Op zaterdag voor Pasen hebben wij een afscheidslunch voor haar en een paar favoriete oudleerlingen georganiseerd, die klonk als een klok. Een buffet met gestoofde Portugese varkenswangetjes, Nederlands gehaktbrood met een Chileense tomatensaus, een Engelse steakpie, een schaal Franse gratin Dauphinoise en een Deense komkommerring met garnalenconcoctie (Zie: Agurkerand). De uitgebreide selectie nagerechten die volgden, hield het gezelschapje van 13.30 tot 19.30 aan tafel.

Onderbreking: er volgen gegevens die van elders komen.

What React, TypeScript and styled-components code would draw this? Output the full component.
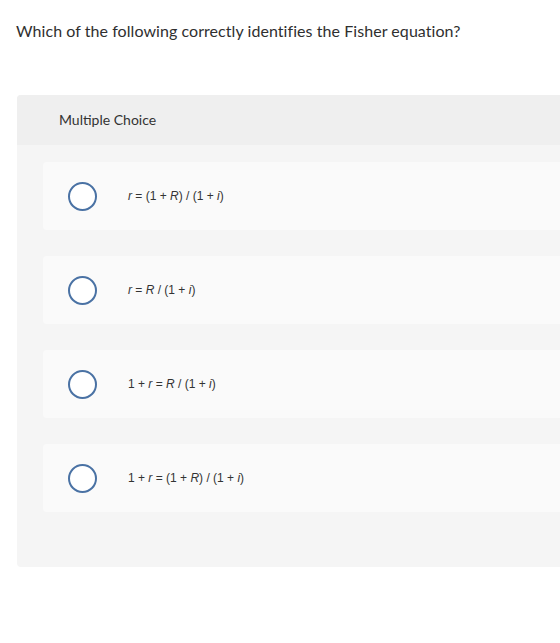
import styled, { createGlobalStyle } from 'styled-components';

const GlobalStyle = createGlobalStyle`
  body {
    margin: 0;
    background-color: #ffffff;
    font-family: Lato, "Open Sans", Arial, sans-serif;
    color: #333333;
    overflow: hidden;
  }
`;

const Page = styled.div`
  padding-top: 21px;
`;

const Question = styled.p`
  margin: 0 0 0 16px;
  font-size: 16px;
  line-height: 20px;
  letter-spacing: 0.06px;
  color: #2f2f2f;
`;

const Panel = styled.section`
  margin: 54px 0 0 17px;
  width: 620px;
  border-radius: 4px;
  overflow: hidden;
  background-color: #f5f5f5;
`;

const PanelHeader = styled.div`
  height: 50px;
  box-sizing: border-box;
  display: flex;
  align-items: center;
  padding: 0 0 2px 42px;
  background-color: #efefef;
  font-size: 14px;
  color: #333333;
`;

const Choices = styled.div`
  display: flex;
  flex-direction: column;
  gap: 26px;
  padding: 17px 0 55px 26px;
`;

const Choice = styled.label`
  height: 68px;
  display: flex;
  align-items: center;
  gap: 31px;
  padding-left: 25px;
  background-color: #fafafa;
  border-radius: 4px 0 0 4px;
  cursor: pointer;
`;

const Radio = styled.span`
  width: 29px;
  height: 29px;
  box-sizing: border-box;
  border-radius: 50%;
  border: 2px solid #4a72a4;
  background-color: #ffffff;
  flex-shrink: 0;
`;

const Formula = styled.span`
  font-family: "Liberation Sans", Arial, sans-serif;
  font-size: 12px;
  color: #333333;

  i {
    font-style: italic;
  }
`;

const options = [
  <>
    <i>r</i> = (1 + <i>R</i>) / (1 + <i>i</i>)
  </>,
  <>
    <i>r</i> = <i>R</i> / (1 + <i>i</i>)
  </>,
  <>
    1 + <i>r</i> = <i>R</i> / (1 + <i>i</i>)
  </>,
  <>
    1 + <i>r</i> = (1 + <i>R</i>) / (1 + <i>i</i>)
  </>,
];

export default function App() {
  return (
    <Page>
      <GlobalStyle />
      <Question>Which of the following correctly identifies the Fisher equation?</Question>
      <Panel>
        <PanelHeader>Multiple Choice</PanelHeader>
        <Choices>
          {options.map((content, idx) => (
            <Choice key={idx}>
              <Radio />
              <Formula>{content}</Formula>
            </Choice>
          ))}
        </Choices>
      </Panel>
    </Page>
  );
}
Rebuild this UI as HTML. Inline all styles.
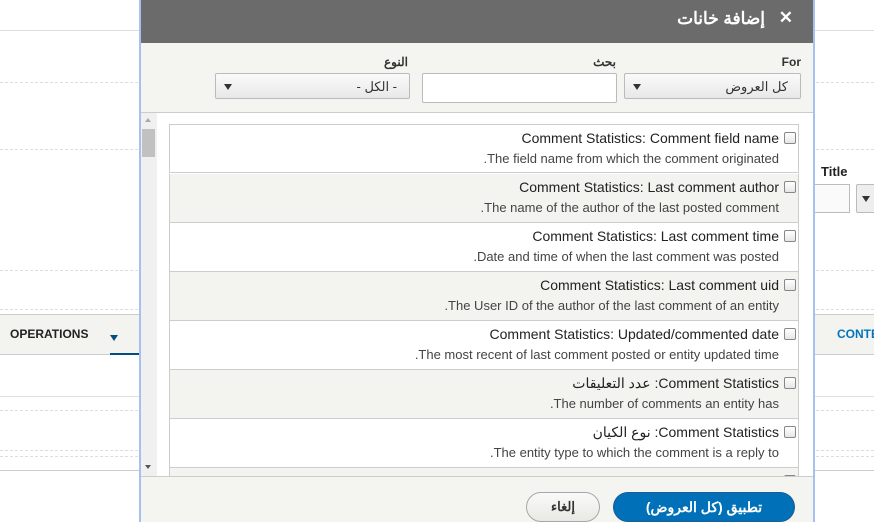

Gratin de pommes de terre á la Dauphinoise
Dit aardappelgerecht is een van de vele honderden aardappelgerechten van Frankrijk, dat veel gekopieerd wordt. Terecht. Het past bijna overal bij en heeft een extra dimensie door de room en knoflook, waarin de aardappelen gaar worden. Ik was verantwoordelijk voor de wangetjes en de pommes Dauphinoise, vanwege mijn versie van bereiding. Toen enkele jaren geleden een logé poneerde dat zij absoluut weigerde om artisjokken te eten, omdat "dat vreselijke dingen zijn", heb ik bij het maken van mijn pommes D. de volgende dag als test twee blikjes artisjokharten uit de keldervoorraad geopend, de harten gehalveerd en om en om tussen de aardappelpartjes gelegd. De vriendin heeft nooit gemerkt dat artisjokken in het gerecht verwerkt waren en vond het "hartstikke lekker". Sindsdien maak ik de aardappelen á la Dauphinoise altijd op deze wijze klaar. Er is ook een variant met kaas: á la Savoyarde. Een volgende keer de wangetjes.